• Set exercise:
Transcribe the data in full and exactly, omitting any pictures.

• Information supplied:

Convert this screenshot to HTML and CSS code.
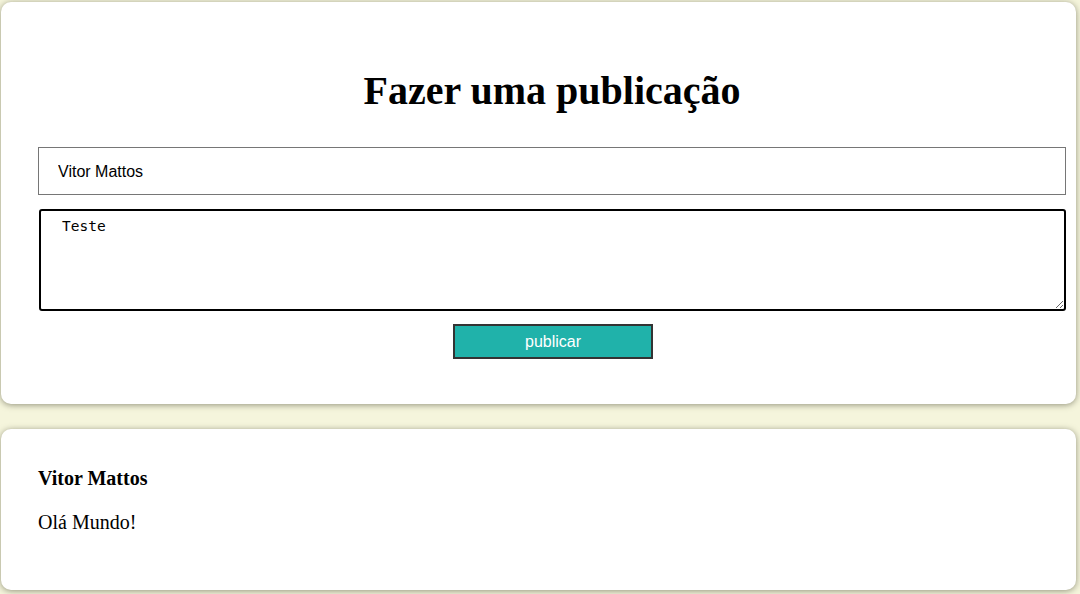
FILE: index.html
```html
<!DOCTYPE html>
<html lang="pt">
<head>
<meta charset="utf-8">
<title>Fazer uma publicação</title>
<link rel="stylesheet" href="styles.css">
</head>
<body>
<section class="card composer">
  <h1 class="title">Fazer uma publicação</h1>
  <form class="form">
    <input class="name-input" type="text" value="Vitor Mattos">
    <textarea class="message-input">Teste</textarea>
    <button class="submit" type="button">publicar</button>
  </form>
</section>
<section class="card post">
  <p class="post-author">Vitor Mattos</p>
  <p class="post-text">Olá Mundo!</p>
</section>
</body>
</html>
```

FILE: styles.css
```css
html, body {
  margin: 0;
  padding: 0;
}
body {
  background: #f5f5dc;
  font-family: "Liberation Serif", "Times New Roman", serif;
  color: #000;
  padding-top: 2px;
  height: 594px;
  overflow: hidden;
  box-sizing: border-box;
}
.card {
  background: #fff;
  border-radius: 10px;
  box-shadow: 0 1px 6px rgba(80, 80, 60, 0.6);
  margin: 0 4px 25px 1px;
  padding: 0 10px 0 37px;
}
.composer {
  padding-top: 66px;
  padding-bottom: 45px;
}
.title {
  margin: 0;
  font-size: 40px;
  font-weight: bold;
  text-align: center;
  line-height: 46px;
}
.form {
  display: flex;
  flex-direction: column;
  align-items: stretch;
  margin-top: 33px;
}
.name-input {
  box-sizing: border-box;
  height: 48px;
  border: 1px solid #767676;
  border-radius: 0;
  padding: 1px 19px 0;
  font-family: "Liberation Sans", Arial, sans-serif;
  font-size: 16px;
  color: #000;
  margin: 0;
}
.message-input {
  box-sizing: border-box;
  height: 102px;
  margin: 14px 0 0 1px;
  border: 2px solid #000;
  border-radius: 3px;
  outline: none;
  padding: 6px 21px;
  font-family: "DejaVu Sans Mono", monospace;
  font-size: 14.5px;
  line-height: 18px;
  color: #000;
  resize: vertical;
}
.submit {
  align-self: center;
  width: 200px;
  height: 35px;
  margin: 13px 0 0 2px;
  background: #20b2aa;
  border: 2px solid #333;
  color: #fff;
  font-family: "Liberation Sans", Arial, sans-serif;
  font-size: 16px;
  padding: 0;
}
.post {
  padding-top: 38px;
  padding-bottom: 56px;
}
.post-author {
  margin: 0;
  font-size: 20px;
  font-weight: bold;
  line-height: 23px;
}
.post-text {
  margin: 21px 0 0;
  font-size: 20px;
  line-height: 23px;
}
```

• Solution for this exercise:
Convert this screenshot to HTML and CSS code.
FILE: index.html
```html
<!DOCTYPE html>
<html lang="pt">
<head>
<meta charset="utf-8">
<title>Fazer uma publicação</title>
<link rel="stylesheet" href="styles.css">
</head>
<body>
<section class="card composer">
  <h1 class="title">Fazer uma publicação</h1>
  <form class="form">
    <input class="name-input" type="text" value="Vitor Mattos">
    <textarea class="message-input">Teste</textarea>
    <button class="submit" type="button">publicar</button>
  </form>
</section>
<section class="card post">
  <p class="post-author">Vitor Mattos</p>
  <p class="post-text">Olá Mundo!</p>
</section>
</body>
</html>
```

FILE: styles.css
```css
html, body {
  margin: 0;
  padding: 0;
}
body {
  background: #f5f5dc;
  font-family: "Liberation Serif", "Times New Roman", serif;
  color: #000;
  padding-top: 2px;
  height: 594px;
  overflow: hidden;
  box-sizing: border-box;
}
.card {
  background: #fff;
  border-radius: 10px;
  box-shadow: 0 1px 6px rgba(80, 80, 60, 0.6);
  margin: 0 4px 25px 1px;
  padding: 0 10px 0 37px;
}
.composer {
  padding-top: 66px;
  padding-bottom: 45px;
}
.title {
  margin: 0;
  font-size: 40px;
  font-weight: bold;
  text-align: center;
  line-height: 46px;
}
.form {
  display: flex;
  flex-direction: column;
  align-items: stretch;
  margin-top: 33px;
}
.name-input {
  box-sizing: border-box;
  height: 48px;
  border: 1px solid #767676;
  border-radius: 0;
  padding: 1px 19px 0;
  font-family: "Liberation Sans", Arial, sans-serif;
  font-size: 16px;
  color: #000;
  margin: 0;
}
.message-input {
  box-sizing: border-box;
  height: 102px;
  margin: 14px 0 0 1px;
  border: 2px solid #000;
  border-radius: 3px;
  outline: none;
  padding: 6px 21px;
  font-family: "DejaVu Sans Mono", monospace;
  font-size: 14.5px;
  line-height: 18px;
  color: #000;
  resize: vertical;
}
.submit {
  align-self: center;
  width: 200px;
  height: 35px;
  margin: 13px 0 0 2px;
  background: #20b2aa;
  border: 2px solid #333;
  color: #fff;
  font-family: "Liberation Sans", Arial, sans-serif;
  font-size: 16px;
  padding: 0;
}
.post {
  padding-top: 38px;
  padding-bottom: 56px;
}
.post-author {
  margin: 0;
  font-size: 20px;
  font-weight: bold;
  line-height: 23px;
}
.post-text {
  margin: 21px 0 0;
  font-size: 20px;
  line-height: 23px;
}
```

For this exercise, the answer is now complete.